Steffes said he hadn’t studied Prop. 89, which is sponsored by the California Nurses Assn., and opposed by a rare alliance of big unions and big businesses that fear losing legislative leverage. But, the lobbyist continued, “I’ll probably vote for it just because in California every 20 years or so people vote for some kind of reform that’s not always good -- like term limits didn’t turn out the way many thought -- but it may be the time to try something without paying too much attention to details.

“Something would be better than nothing.”

Regretfully, I’m not quite there yet. Unfortunately, there’s a lot more to this extremely complex measure than the “clean money” public financing.

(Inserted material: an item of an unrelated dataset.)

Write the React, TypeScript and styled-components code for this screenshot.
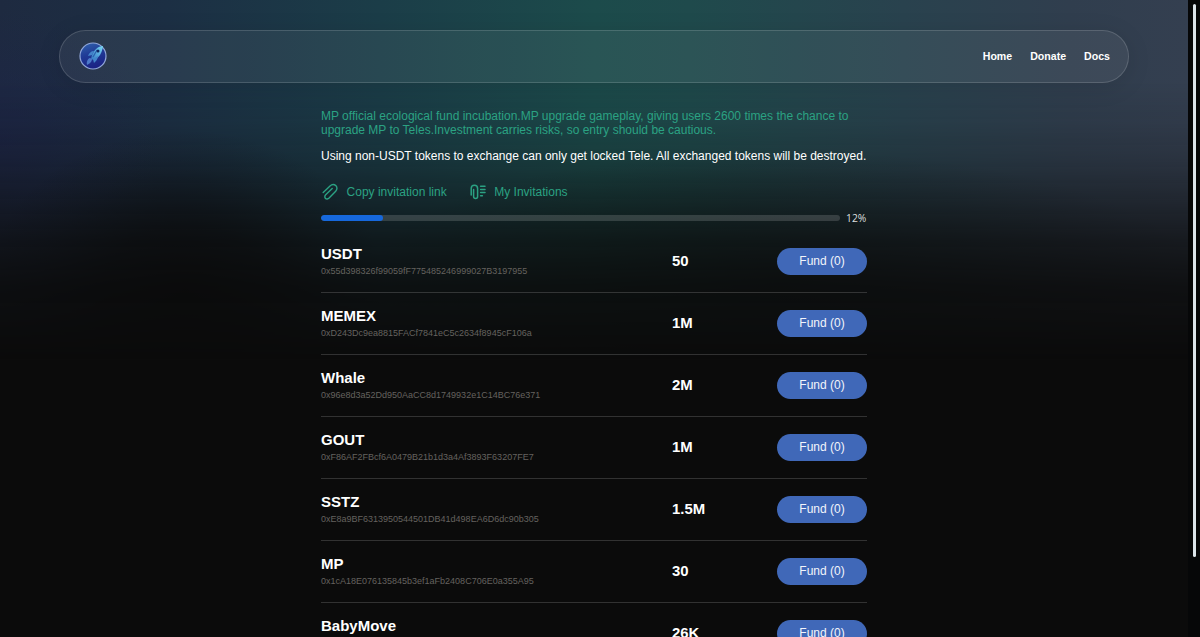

(For full details, read the nonpartisan legislative analyst’s overview in the voter guide to be mailed by the secretary of state in two weeks or available on the website www.ss.ca.gov. In that same pamphlet, read the distortion-filled arguments by sponsors and opponents only at your peril.)

Under the financing provision, state candidates -- for the Legislature up to governor -- could opt to accept public funds for their campaigns if they agreed to very tight spending limits. Candidates running against super-rich, self-financed opponents -- or harassed by “independent expenditure” committees -- could dig deeper into the public till to level the playing field.

Arizona already operates such a system successfully.

California’s system would cost an estimated $200 million a year and be financed by a bump in the tax rates for banks and corporations. And that’s where Prop. 89 starts to raise my eyebrows. If it’s good for the whole state, why only pick on the banks and corporations to pay for it?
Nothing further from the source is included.